An avid reader, Stephen's knowledge of Crime Fiction is fairly extensive, with The Golden Age is his greatest interest.
This novel is an evocative and exciting tale set in Burma and England in the 1850s and also America in 1860s; detailing events in the history of the East India Company, and the men who worked for them.
The first decade saw the Indian Mutiny that led to the end of that once great East India Company that ruled on behalf of the British Government, becoming an instrument of the British Empire. The second decade saw the American Civil War when eleven southern states seceded from the Union leading to a war which it is said, caused the greatest loss of life in American History.
The adventure begins in 1852 in Burma during the Company's war with the King of Burma. Sergeant Arthur Bowman of the East India Company's Army is called to a meeting with Major Cavendish. He is told that he has been selected to go on a secret mission into territory held by the King of Burma. The mission is a suicidal affair and goes badly wrong [with the few survivors taken prisoner and tortured].
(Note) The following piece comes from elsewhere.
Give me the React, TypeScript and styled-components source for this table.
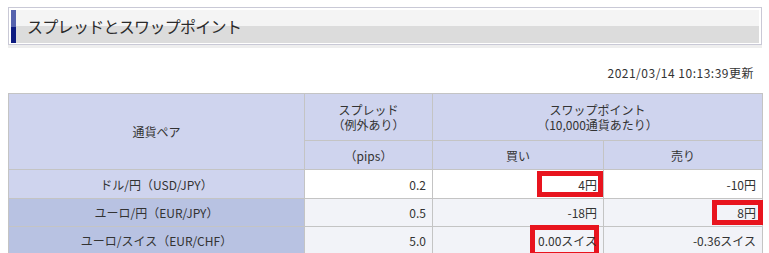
import React from "react";
import styled, { createGlobalStyle } from "styled-components";

const GlobalStyle = createGlobalStyle`
  html, body { margin: 0; padding: 0; background: #ffffff; }
  body {
    font-family: "Noto Sans CJK JP", "Noto Sans", sans-serif;
    color: #333333;
    font-size: 12px;
  }
`;

const Page = styled.div`
  width: 769px;
  box-sizing: border-box;
  padding: 7px 7px 0 8px;
`;

const TitleBox = styled.div`
  box-sizing: border-box;
  height: 38px;
  border: 1px solid #c9c9d6;
  padding: 2px 2px 1px 2px;
  box-shadow: 0 3px 0 #eeeeee;
  background: #ffffff;
`;

const TitleInner = styled.div`
  height: 100%;
  display: flex;
  align-items: center;
  background: linear-gradient(#f4f4f4 0, #f4f4f4 50%, #dcdcdc 50%, #dcdcdc 100%);
  border-left: 5px solid #0d1b80;
  border-image: linear-gradient(#5562ad 0, #5562ad 50%, #0d1b80 50%, #0d1b80 100%) 1;
`;

const TitleText = styled.h1`
  margin: -2px 0 0 11px;
  font-size: 16px;
  font-weight: normal;
  letter-spacing: -0.7px;
  color: #2a2a2a;
  line-height: 20px;
`;

const UpdatedAt = styled.div`
  margin-top: 20px;
  padding-right: 8px;
  text-align: right;
  font-size: 12px;
  letter-spacing: 0.5px;
  line-height: 16px;
`;

const Table = styled.table`
  margin-top: 12px;
  width: 754px;
  border-collapse: collapse;
  table-layout: fixed;
  border: 1px solid #c4c4c4;
`;

const Row = styled.tr<{ $h: number }>`
  height: ${(p) => p.$h}px;
`;

const Head = styled.th`
  background: #cfd4ee;
  border: 1px solid #c4c4c4;
  font-weight: normal;
  font-size: 12px;
  line-height: 15px;
  text-align: center;
  padding: 0 4px;
  color: #333333;
`;

const HeadLine = styled.span`
  display: block;
  line-height: 15px;
`;

const PairCell = styled.th<{ $dark?: boolean }>`
  background: ${(p) => (p.$dark ? "#b8c2e2" : "#cfd4ee")};
  border: 1px solid #c4c4c4;
  font-weight: normal;
  font-size: 12px;
  text-align: center;
  padding: 0 4px;
  color: #333333;
`;

const ValueCell = styled.td<{ $alt?: boolean }>`
  position: relative;
  background: ${(p) => (p.$alt ? "#f2f3f8" : "#ffffff")};
  border: 1px solid #c4c4c4;
  font-size: 12px;
  text-align: right;
  padding: 0 6px;
  color: #333333;
`;

const ValueText = styled.span`
  position: relative;
  z-index: 1;
`;

const Mark = styled.span<{ $l: number; $t: number; $r: number; $b: number }>`
  position: absolute;
  left: ${(p) => p.$l}px;
  top: ${(p) => p.$t}px;
  right: ${(p) => p.$r}px;
  bottom: ${(p) => p.$b}px;
  border: 5px solid #e8141e;
  box-sizing: border-box;
`;

type MarkBox = { l: number; t: number; r: number; b: number };
type Cell = { v: string; mark?: MarkBox };
type DataRow = { pair: string; dark: boolean; alt: boolean; h: number; spread: string; buy: Cell; sell: Cell };

const rows: DataRow[] = [
  { pair: "ドル/円（USD/JPY）", dark: false, alt: false, h: 29, spread: "0.2", buy: { v: "4円", mark: { l: 104, t: 1, r: 0, b: 1 } }, sell: { v: "-10円" } },
  { pair: "ユーロ/円（EUR/JPY）", dark: true, alt: true, h: 28, spread: "0.5", buy: { v: "-18円" }, sell: { v: "8円", mark: { l: 108, t: 1, r: -1, b: 1 } } },
  { pair: "ユーロ/スイス（EUR/CHF）", dark: true, alt: true, h: 28, spread: "5.0", buy: { v: "0.00スイス", mark: { l: 97, t: -2, r: 4, b: -3 } }, sell: { v: "-0.36スイス" } },
];

const Value: React.FC<{ cell: Cell; alt: boolean }> = ({ cell, alt }) => (
  <ValueCell $alt={alt}>
    {cell.mark && <Mark $l={cell.mark.l} $t={cell.mark.t} $r={cell.mark.r} $b={cell.mark.b} />}
    <ValueText>{cell.v}</ValueText>
  </ValueCell>
);

export default function App() {
  return (
    <>
      <GlobalStyle />
      <Page>
        <TitleBox>
          <TitleInner>
            <TitleText>スプレッドとスワップポイント</TitleText>
          </TitleInner>
        </TitleBox>
        <UpdatedAt>2021/03/14 10:13:39更新</UpdatedAt>
        <Table>
          <colgroup>
            <col style={{ width: 296 }} />
            <col style={{ width: 128 }} />
            <col style={{ width: 171 }} />
            <col style={{ width: 159 }} />
          </colgroup>
          <thead>
            <Row $h={47}>
              <Head rowSpan={2}>通貨ペア</Head>
              <Head>
                <HeadLine>スプレッド</HeadLine>
                <HeadLine>（例外あり）</HeadLine>
              </Head>
              <Head colSpan={2}>
                <HeadLine>スワップポイント</HeadLine>
                <HeadLine>（10,000通貨あたり）</HeadLine>
              </Head>
            </Row>
            <Row $h={29}>
              <Head>（pips）</Head>
              <Head>買い</Head>
              <Head>売り</Head>
            </Row>
          </thead>
          <tbody>
            {rows.map((r) => (
              <Row $h={r.h} key={r.pair}>
                <PairCell $dark={r.dark}>{r.pair}</PairCell>
                <ValueCell $alt={r.alt}>{r.spread}</ValueCell>
                <Value cell={r.buy} alt={r.alt} />
                <Value cell={r.sell} alt={r.alt} />
              </Row>
            ))}
          </tbody>
        </Table>
      </Page>
    </>
  );
}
On his release at the end of the fighting, Bowman is repatriated to England and joins the Metropolitan Police force in London. His experiences out East have left their mark on him. He is a shadow of his former self having lost a lot of weight, suffering from epilepsy as well as drink and drug addictions. However, when doing his job with the Police, he is very effective if not all that scrupulous in his methods.
Then a body is found in the sewers by a young boy who reports it to the Police and takes Bowman to the scene. The body has been mutilated and is unrecognizable, but Bowman instantly understands the significance of the clue left at the scene. He believes that it must be one of the men incarcerated with him in Burma. His only problem is that he is now suspended after a man he beat up on orders of the Company has been found dead. To add to this his boss, Superintendent Andrews has warned him off from investigating the case of the mutilated corpse, due to suspicions that Bowman maybe somehow involved in the mutilation.
Bowman must try to find the murderer himself without any help from the Metropolitan Police and without them finding him involved in investigating the case. He turns to an old East India Company Man; the captain of the ship that took the men on that fateful mission. Captain Reeves reveals more about the failed mission and agrees to get information about the survivors. So begins Sergeant Bowman's search for the murderer and prove his own innocence.
What a quest this is for Bowman as he is forced into hiding, becoming a fisherman living in a riverside hut to avoid detection by the Police while also searching city and country to find his old comrades. This is an adventure in the greatest sense of the word, as Varenne has a fine eye for period detail describing events happening in the city of London and beyond, which help create a believable and tangible feel of the Victorian era.
The tale takes us on an epic journey of a man trying to recover himself from the damage and wreckage of war, to reclaim his dignity - after the demise of the great company he believed in, and served for so long. On the way he comes across many lives shattered by war some have been driven mad by what they saw and endured, while others survived only to become victims of dangerous working practices in the Victorian era.
Retribution Road is a really marvelous tale about survival against the odds in the nineteenth century; but is also a story of a man trying to come to terms with what serving as a soldier has done to him, and who he has become.